Data shown —
⁂

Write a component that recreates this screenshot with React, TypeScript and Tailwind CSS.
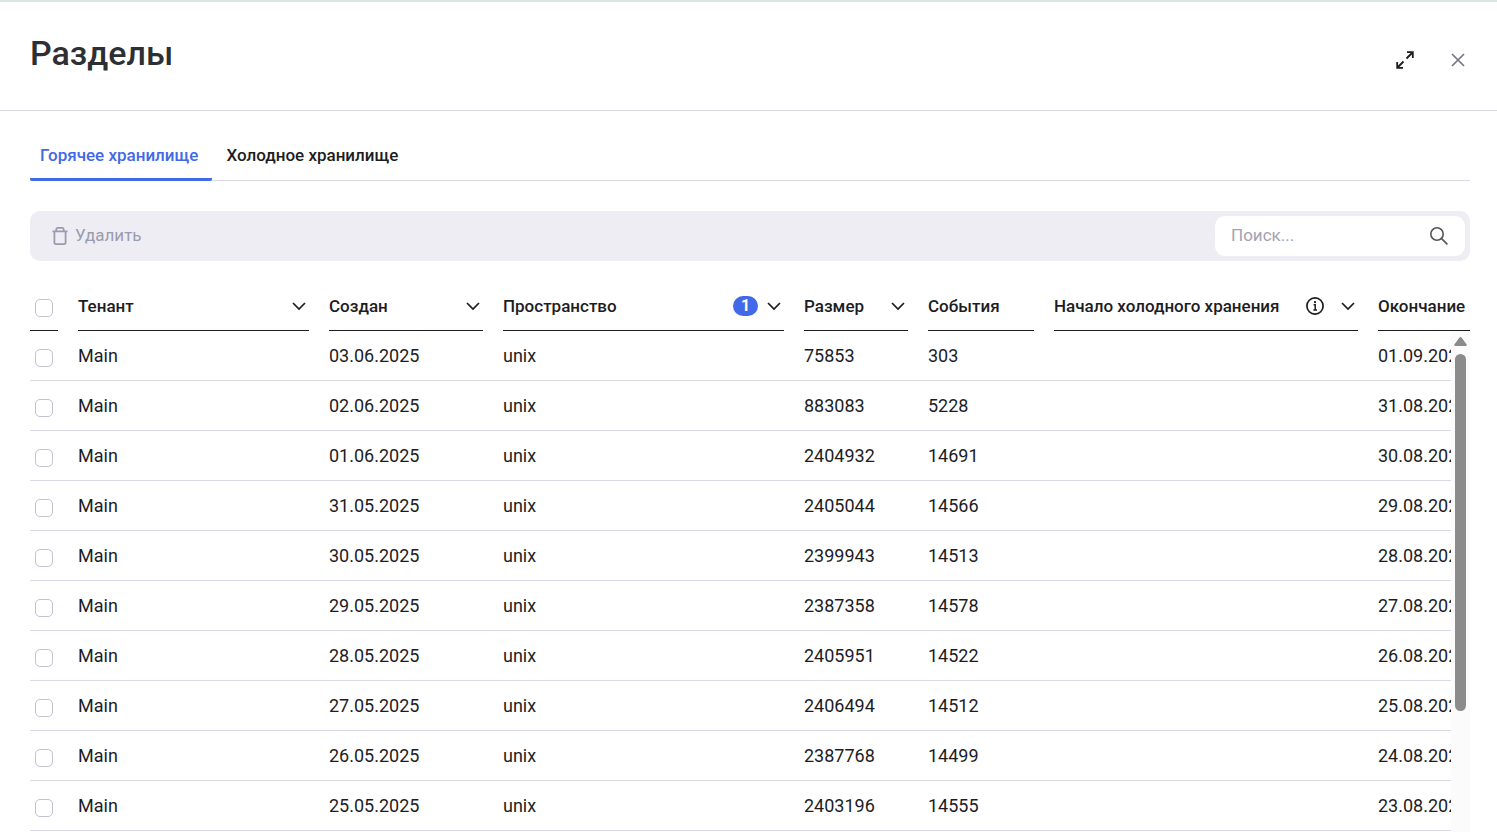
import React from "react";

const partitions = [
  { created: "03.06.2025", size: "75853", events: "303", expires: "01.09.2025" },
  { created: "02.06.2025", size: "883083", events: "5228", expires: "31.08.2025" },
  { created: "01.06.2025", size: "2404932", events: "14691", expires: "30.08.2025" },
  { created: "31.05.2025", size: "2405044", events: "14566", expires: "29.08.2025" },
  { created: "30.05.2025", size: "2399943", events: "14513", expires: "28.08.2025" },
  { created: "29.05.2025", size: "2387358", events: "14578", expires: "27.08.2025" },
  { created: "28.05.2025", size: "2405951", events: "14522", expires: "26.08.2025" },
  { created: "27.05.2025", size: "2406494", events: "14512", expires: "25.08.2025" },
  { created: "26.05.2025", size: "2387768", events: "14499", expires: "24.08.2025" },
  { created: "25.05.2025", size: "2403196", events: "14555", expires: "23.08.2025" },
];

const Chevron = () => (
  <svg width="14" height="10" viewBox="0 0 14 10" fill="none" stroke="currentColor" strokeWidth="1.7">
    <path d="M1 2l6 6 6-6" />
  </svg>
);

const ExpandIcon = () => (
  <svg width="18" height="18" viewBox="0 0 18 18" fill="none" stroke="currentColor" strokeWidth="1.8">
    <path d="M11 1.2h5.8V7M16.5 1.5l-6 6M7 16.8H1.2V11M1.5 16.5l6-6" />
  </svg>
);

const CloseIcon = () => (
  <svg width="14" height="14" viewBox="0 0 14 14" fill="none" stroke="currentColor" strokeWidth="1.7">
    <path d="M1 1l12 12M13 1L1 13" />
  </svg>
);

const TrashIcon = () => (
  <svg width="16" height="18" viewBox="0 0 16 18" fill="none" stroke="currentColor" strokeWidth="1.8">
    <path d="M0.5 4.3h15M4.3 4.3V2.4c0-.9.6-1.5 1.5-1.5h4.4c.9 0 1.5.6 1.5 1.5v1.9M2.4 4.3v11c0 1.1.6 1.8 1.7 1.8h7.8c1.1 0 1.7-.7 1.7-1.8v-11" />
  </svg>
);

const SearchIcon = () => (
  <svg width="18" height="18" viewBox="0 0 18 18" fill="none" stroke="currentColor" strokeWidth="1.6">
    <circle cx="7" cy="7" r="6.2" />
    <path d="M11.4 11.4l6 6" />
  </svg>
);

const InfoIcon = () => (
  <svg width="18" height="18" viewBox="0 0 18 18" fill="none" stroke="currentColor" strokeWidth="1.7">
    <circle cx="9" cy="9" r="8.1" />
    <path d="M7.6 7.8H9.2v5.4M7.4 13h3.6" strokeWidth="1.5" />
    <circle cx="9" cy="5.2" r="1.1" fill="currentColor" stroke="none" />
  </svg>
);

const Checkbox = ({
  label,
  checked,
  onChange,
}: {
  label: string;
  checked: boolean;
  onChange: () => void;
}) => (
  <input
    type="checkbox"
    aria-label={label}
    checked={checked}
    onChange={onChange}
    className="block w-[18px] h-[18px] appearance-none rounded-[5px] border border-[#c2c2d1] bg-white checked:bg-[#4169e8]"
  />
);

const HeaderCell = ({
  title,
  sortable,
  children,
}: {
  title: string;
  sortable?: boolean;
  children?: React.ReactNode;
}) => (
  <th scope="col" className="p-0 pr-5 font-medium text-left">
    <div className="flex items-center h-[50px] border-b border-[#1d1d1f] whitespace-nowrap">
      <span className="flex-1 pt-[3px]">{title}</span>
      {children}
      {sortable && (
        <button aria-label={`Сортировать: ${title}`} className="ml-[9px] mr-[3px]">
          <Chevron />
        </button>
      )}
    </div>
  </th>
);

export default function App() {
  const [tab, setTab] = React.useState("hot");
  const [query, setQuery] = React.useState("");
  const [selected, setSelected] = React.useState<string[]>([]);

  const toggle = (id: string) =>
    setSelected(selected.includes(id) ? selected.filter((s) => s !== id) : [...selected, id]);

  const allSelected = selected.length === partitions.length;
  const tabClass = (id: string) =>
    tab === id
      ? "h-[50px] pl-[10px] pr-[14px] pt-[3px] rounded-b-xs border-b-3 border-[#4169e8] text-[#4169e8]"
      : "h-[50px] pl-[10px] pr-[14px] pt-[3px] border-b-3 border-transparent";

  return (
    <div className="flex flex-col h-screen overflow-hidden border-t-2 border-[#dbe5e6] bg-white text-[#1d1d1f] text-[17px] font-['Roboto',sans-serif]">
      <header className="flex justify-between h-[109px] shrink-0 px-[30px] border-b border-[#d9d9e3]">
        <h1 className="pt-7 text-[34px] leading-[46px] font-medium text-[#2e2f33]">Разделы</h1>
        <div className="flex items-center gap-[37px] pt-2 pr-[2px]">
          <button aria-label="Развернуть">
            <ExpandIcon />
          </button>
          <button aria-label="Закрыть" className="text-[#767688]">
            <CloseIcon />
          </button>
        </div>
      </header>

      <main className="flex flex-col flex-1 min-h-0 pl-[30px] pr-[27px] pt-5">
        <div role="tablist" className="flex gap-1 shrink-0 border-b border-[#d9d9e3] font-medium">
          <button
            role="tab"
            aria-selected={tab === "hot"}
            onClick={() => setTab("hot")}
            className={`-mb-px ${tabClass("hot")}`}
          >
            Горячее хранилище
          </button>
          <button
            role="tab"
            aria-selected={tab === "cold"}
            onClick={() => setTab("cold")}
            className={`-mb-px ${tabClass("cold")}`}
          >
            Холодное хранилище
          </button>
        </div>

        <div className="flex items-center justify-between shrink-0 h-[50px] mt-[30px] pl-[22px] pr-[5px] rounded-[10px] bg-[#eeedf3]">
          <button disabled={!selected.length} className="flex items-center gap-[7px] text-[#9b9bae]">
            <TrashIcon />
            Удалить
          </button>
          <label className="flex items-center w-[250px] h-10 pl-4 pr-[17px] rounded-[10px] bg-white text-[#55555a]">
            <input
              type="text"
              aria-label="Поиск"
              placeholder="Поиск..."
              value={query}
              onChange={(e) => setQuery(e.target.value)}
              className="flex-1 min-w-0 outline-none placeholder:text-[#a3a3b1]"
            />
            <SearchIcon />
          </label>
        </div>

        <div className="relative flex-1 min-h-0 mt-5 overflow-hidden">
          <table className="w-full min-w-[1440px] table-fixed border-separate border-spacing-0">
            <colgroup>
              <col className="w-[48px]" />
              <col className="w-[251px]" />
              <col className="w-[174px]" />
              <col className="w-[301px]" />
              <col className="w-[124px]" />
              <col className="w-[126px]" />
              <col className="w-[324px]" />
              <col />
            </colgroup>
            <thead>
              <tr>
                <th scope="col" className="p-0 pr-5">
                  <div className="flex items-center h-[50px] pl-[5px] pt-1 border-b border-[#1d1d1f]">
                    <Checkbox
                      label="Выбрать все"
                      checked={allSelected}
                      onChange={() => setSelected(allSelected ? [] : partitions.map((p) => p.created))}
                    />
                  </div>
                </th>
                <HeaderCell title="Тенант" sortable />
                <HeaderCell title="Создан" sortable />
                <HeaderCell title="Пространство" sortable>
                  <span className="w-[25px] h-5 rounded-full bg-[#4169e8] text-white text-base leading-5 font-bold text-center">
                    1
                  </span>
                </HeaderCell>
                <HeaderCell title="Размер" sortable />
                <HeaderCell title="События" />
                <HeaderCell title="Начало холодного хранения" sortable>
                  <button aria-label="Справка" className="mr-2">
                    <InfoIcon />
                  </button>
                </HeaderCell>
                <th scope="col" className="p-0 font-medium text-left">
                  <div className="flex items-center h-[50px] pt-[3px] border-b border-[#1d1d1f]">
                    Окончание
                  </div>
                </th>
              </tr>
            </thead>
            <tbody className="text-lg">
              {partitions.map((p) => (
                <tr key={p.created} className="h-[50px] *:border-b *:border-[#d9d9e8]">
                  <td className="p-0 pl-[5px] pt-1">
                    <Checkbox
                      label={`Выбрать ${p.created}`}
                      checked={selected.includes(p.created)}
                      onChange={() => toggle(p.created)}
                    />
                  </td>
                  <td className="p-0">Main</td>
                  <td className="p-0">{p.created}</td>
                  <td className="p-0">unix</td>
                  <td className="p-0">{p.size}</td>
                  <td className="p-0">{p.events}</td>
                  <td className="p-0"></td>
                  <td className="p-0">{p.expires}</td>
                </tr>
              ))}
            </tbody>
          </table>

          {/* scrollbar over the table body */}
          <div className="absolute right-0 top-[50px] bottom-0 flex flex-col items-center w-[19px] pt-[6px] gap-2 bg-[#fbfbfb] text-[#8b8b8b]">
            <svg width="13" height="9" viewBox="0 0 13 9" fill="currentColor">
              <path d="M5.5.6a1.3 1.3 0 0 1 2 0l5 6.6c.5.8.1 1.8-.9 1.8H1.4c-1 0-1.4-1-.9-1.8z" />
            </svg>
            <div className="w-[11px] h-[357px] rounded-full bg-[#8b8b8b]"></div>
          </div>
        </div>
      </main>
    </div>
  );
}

⁂

Set exercise — Please extract exactly the lines of the data, from the first through the line containing "import React from", and add no pictures to the copy.

Completed exercise —
Write a component that recreates this screenshot with React, TypeScript and Tailwind CSS.
import React from "react";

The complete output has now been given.